この問題の誕生経緯を話すと、某日の夢の中で以下のような数式が出てきたことがきっかけです。
$$\sum_{\sigma\in S_N}\mathrm{inv}(\sigma)^2$$
$$\sum_{\tau\subset \sigma}\mathrm{inv}(\tau)$$
もともと、これらは別々の問題として生成される予定でした。
ところで、前者は計算が難しいなと思いました。$\mathrm{inv}(\sigma ) $の総和ならば、$(1+x)(1+x+x^2)\cdots(1+x+\cdots+x^{n-1})$を微分して1を代入すればいいのですが、$\mathrm{inv}(\sigma)^2$の場合、微分してさらに$x$を掛けた後さらに微分して1を代入する必要があるので、無理とは言わなくても面倒なので嫌だなと思ったわけです。
そこで、別案を考えたとき、$3^{\mathrm{inv}(\sigma)}$ならば$(1+x)(1+x+x^2)\cdots(1+x+\cdots+x^{n-1})$に$x=3$を代入するだけな上、あまり見かけない形だったので良いなと思ったわけです。
そして、この形に到達したとき、後者の式(部分列全体を走るΠ)とうまく合体できそうだと思ったので合体したというのがこの問題の大まかな誕生経緯です。
その他の要素はある程度自然な経緯で導入されました。
この時点では$N=2021$のときの2で割り切れる最大回数でしたが、計算したところ、総和を取ったほうが面白そうだったので総和(2で割り切れる回数の総和なので、つまり総積)を取りました。
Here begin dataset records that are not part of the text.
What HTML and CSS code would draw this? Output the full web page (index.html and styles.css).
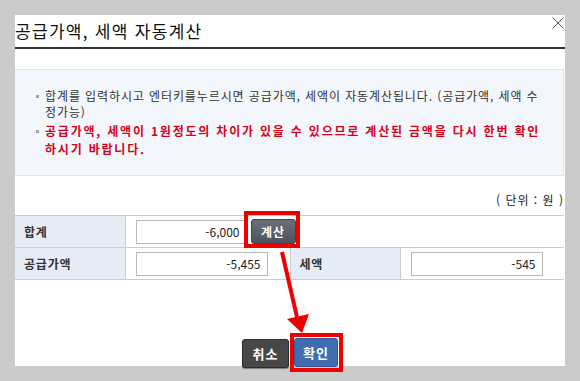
FILE: index.html
```html
<!DOCTYPE html>
<html lang="ko">
  <head>
    <meta charset="UTF-8" />
    <title>공급가액, 세액 자동계산</title>
    <link rel="stylesheet" href="styles.css">
  </head>
  <body>
    <div class="dialog">
      <div class="dlg-head">
        <h1>공급가액, 세액 자동계산</h1>
        <span class="close">
          <svg width="12" height="12" viewBox="0 0 12 12">
            <path d="M0.5 0.5 L11.5 11.5 M11.5 0.5 L0.5 11.5" stroke="#4e5566" stroke-width="1" fill="none" />
          </svg>
        </span>
      </div>

      <div class="notice">
        <ul>
          <li>합계를 입력하시고 엔터키를누르시면 공급가액, 세액이 자동계산됩니다. (공급가액, 세액 수<br>정가능)</li>
          <li class="warn">공급가액, 세액이 1원정도의 차이가 있을 수 있으므로 계산된 금액을 다시 한번 확인<br>하시기 바랍니다.</li>
        </ul>
      </div>

      <p class="unit">( 단위 : 원 )</p>

      <table class="calc">
        <colgroup>
          <col class="c-label" />
          <col class="c-value" />
          <col class="c-label" />
          <col class="c-value2" />
        </colgroup>
        <tr>
          <th>합계</th>
          <td colspan="3">
            <div class="sum-field">
              <input class="num num-sum" type="text" value="-6,000" />
              <button class="btn-calc" type="button">계산</button>
            </div>
          </td>
        </tr>
        <tr>
          <th>공급가액</th>
          <td><input class="num" type="text" value="-5,455" /></td>
          <th>세액</th>
          <td><input class="num" type="text" value="-545" /></td>
        </tr>
      </table>

      <div class="actions">
        <button class="btn btn-cancel" type="button">취소</button>
        <button class="btn btn-ok" type="button">확인</button>
      </div>

      <!-- 강조 표시 (빨간 박스, 화살표) -->
      <span class="mark mark-calc"></span>
      <span class="mark mark-ok"></span>
      <svg class="arrow" width="550" height="351" viewBox="0 0 550 351">
        <line x1="267" y1="237" x2="282" y2="302" stroke="#ee0000" stroke-width="4" />
        <polygon points="287,318 294,299 272,304" fill="#ee0000" />
      </svg>
    </div>
  </body>
</html>
```

FILE: styles.css
```css
* {
  margin: 0px;
  padding: 0px;
  box-sizing: border-box;
}

body {
  background-color: #cbcbcb;
  padding: 15px;
  font-family: "Noto Sans CJK KR", "Liberation Sans", sans-serif;
  font-size: 12px;
  color: #333;
}

.dialog {
  /* 팝업 본체 */
  position: relative;
  width: 550px;
  height: 351px;
  background-color: #fff;
}

.dlg-head {
  position: relative;
  height: 34px;
  border-bottom: 2px solid #333;
}

.dlg-head h1 {
  font-size: 17px;
  font-weight: normal;
  line-height: 32px;
  color: #111;
  letter-spacing: 1.3px;
}

.close {
  position: absolute;
  right: 1px;
  top: 2px;
  line-height: 0;
}

/* 안내 문구 */
.notice {
  margin-top: 20px;
  width: 549px;
  height: 107px;
  background-color: #f3f6fb;
  border: 1px solid #dde3ea;
  border-left: none;
  padding: 18px 0px 0px 30px;
}

.notice ul {
  list-style: none;
}

.notice li {
  position: relative;
  line-height: 16px;
  letter-spacing: 0.9px;
}

.notice li + li {
  margin-top: 2px;
}

.notice li::before {
  content: "";
  position: absolute;
  left: -9px;
  top: 7px;
  width: 3px;
  height: 3px;
  background-color: #a0a4aa;
}

.notice li.warn {
  color: #d7001b;
  font-weight: bold;
  line-height: 18px;
  letter-spacing: 1.8px;
}

.notice li.warn::before {
  top: 8px;
}

.unit {
  width: 549px;
  text-align: right;
  line-height: 16px;
  padding-top: 16px;
  margin-bottom: 7px;
  color: #222;
  letter-spacing: 1px;
}

/* 금액 입력 표 */
.calc {
  width: 549px;
  border-collapse: collapse;
  table-layout: fixed;
}

.c-label {
  width: 110px;
}

.c-value {
  width: 165px;
}

.c-value2 {
  width: 164px;
}

.calc th,
.calc td {
  height: 32px;
  border-top: 1px solid #c9ced6;
  border-bottom: 1px solid #c9ced6;
  vertical-align: middle;
}

.calc th {
  background-color: #e6ecf5;
  text-align: left;
  font-weight: bold;
  color: #333;
  padding-left: 9px;
  border-right: 1px solid #c9ced6;
  letter-spacing: 0.8px;
}

.calc td {
  padding-left: 10px;
  border-right: 1px solid #c9ced6;
}

.calc td:last-child {
  border-right: none;
}

.sum-field {
  display: flex;
  align-items: center;
  gap: 4px;
}

.num {
  display: block;
  width: 132px;
  height: 24px;
  border: 1px solid #b8b8b8;
  font-family: "Noto Sans CJK KR", "Liberation Sans", sans-serif;
  font-size: 12px;
  color: #222;
  text-align: right;
  padding-right: 6px;
  outline: none;
}

.num-sum {
  width: 111px;
}

.btn-calc {
  width: 45px;
  height: 25px;
  border: 1px solid #40454d;
  border-radius: 3px;
  background: linear-gradient(#6b717b, #4c525b);
  color: #fff;
  font-family: "Noto Sans CJK KR", sans-serif;
  font-size: 12px;
  font-weight: bold;
  letter-spacing: 1px;
}

/* 하단 버튼 */
.actions {
  display: flex;
  justify-content: center;
  align-items: flex-start;
  gap: 5px;
  margin-top: 58px;
}

.btn {
  height: 29px;
  border-radius: 3px;
  color: #fff;
  font-family: "Noto Sans CJK KR", sans-serif;
  font-size: 13px;
  font-weight: bold;
  letter-spacing: 1px;
}

.btn-cancel {
  width: 47px;
  margin-top: 1px;
  background-color: #474747;
  border: 1px solid #2b2b2b;
  box-shadow: 0px 1px 1px rgba(0, 0, 0, 0.4);
}

.btn-ok {
  width: 44px;
  background-color: #3f6db0;
  border: 1px solid #335a95;
}

/* 강조 표시 */
.mark {
  position: absolute;
  border: 4px solid #ee0000;
}

.mark-calc {
  left: 229px;
  top: 196px;
  width: 56px;
  height: 37px;
}

.mark-ok {
  left: 275px;
  top: 318px;
  width: 53px;
  height: 39px;
}

.arrow {
  position: absolute;
  left: 0px;
  top: 0px;
  pointer-events: none;
}
```
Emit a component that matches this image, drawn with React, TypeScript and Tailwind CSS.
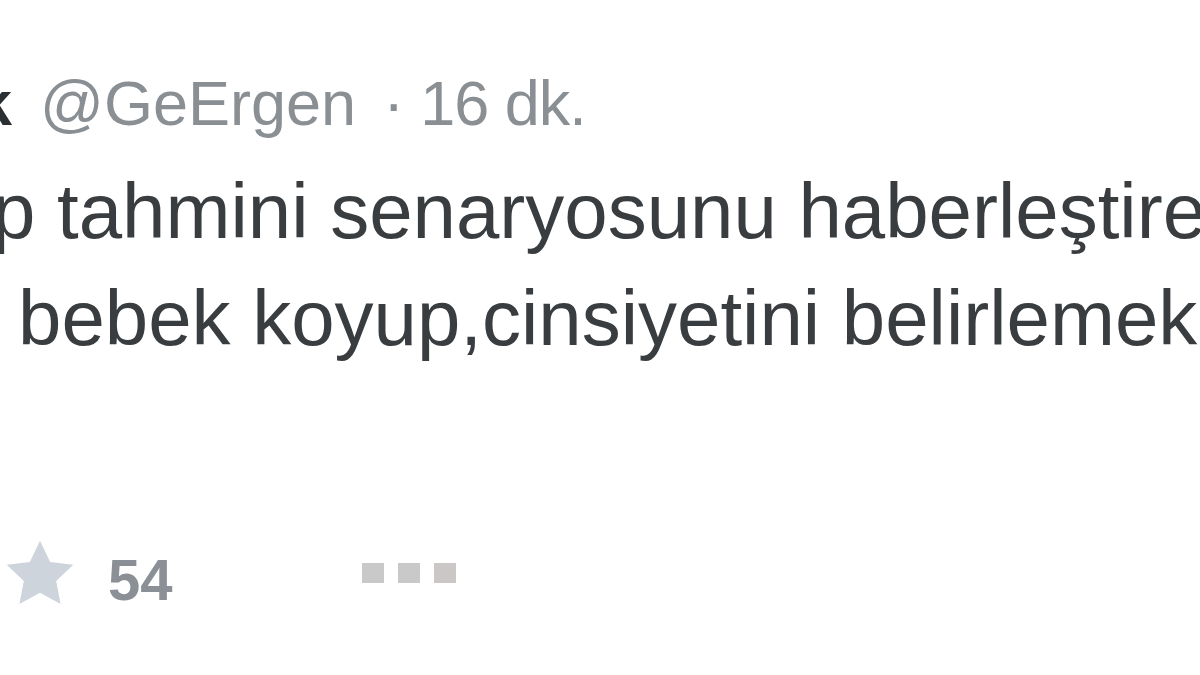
import React from "react";

export default function App() {
  return (
    <div
      className="w-[1200px] h-[675px] overflow-hidden bg-white relative"
      style={{ fontFamily: '"Liberation Sans", Arial, sans-serif' }}
    >
      <div className="pt-[72px] flex items-baseline whitespace-nowrap text-[63px] leading-none">
        <span className="font-bold text-[#292f33] -ml-[23px]">k</span>
        <span className="ml-[28px] text-[#8a8f94]">@GeErgen</span>
        <span className="ml-[27px] text-[#8a8f94]">·</span>
        <span className="ml-[16px] text-[#8a8f94] tracking-[-1px]">16 dk.</span>
      </div>
      <div className="mt-[23px] text-[78px] leading-[107px] text-[#3a3d40] whitespace-nowrap">
        <div className="-ml-[8px]">p tahmini senaryosunu haberleştireceğiz</div>
        <div className="ml-[18px]">bebek koyup,cinsiyetini belirlemek için</div>
      </div>
      <div className="mt-[164px] flex items-start whitespace-nowrap">
        <svg width="78" height="76" viewBox="0 0 24 24" className="ml-[1px]">
          <path
            d="M12 1.5l3.2 6.7 7.3.9-5.4 5.1 1.4 7.3L12 17.9l-6.5 3.6 1.4-7.3L1.5 9.1l7.3-.9z"
            fill="#cdd4db"
          />
        </svg>
        <span className="mt-[15px] ml-[29px] text-[58px] font-bold text-[#8a9096] leading-none">54</span>
        <div className="mt-[27px] ml-[189px] flex gap-[14px]">
          <div className="w-[22px] h-[20px] bg-[#c9c9c9]" />
          <div className="w-[22px] h-[20px] bg-[#c9c9c9]" />
          <div className="w-[22px] h-[20px] bg-[#cbc7c7]" />
        </div>
      </div>
    </div>
  );
}
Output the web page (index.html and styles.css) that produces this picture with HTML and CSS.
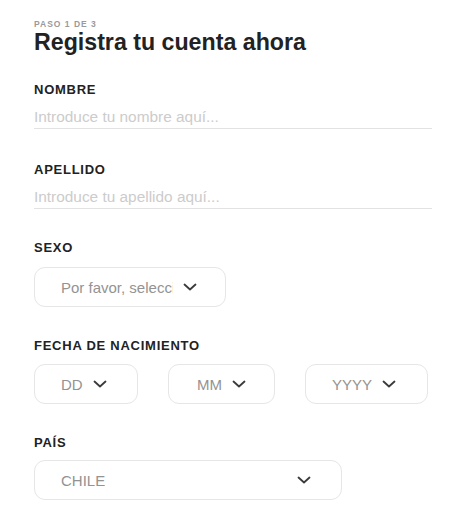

すると、2で割り切れる回数もでかくなりすぎたので剰余を取るという形になったというわけです。
総評
今回の問題セットは完全に個人的な好みになってしまったなと思いました。ただ、好みといえど、ある程度分野をバラけさせるのには気をつけました。
この問題セットからwriterの趣味嗜好を推測してみよう!
- 7,11,13という素数の組好きそう(A,D)
- 2で割り切れる最大回数好きそう(C,F)
- ravi変換好きそう(D)
- 三角形に関する量をパラメータで表現するの好きそう(D)
- 3文字の対称式好きそう(D)*2
- 2進数のpopcountとか好きそう(C,F)
- 立方体を断面が正六角形になるように切断するの好きそう(B)
- 中国剰余定理好きそう(A)
- ゼッケンドルフの定理好きそう(E)
- 主客転倒とか好きそう(C,F)
最後に
OMC運営・testerの人々ありがとうございました。
あとエゴサしたり、順位表眺めたりするの楽しかったです。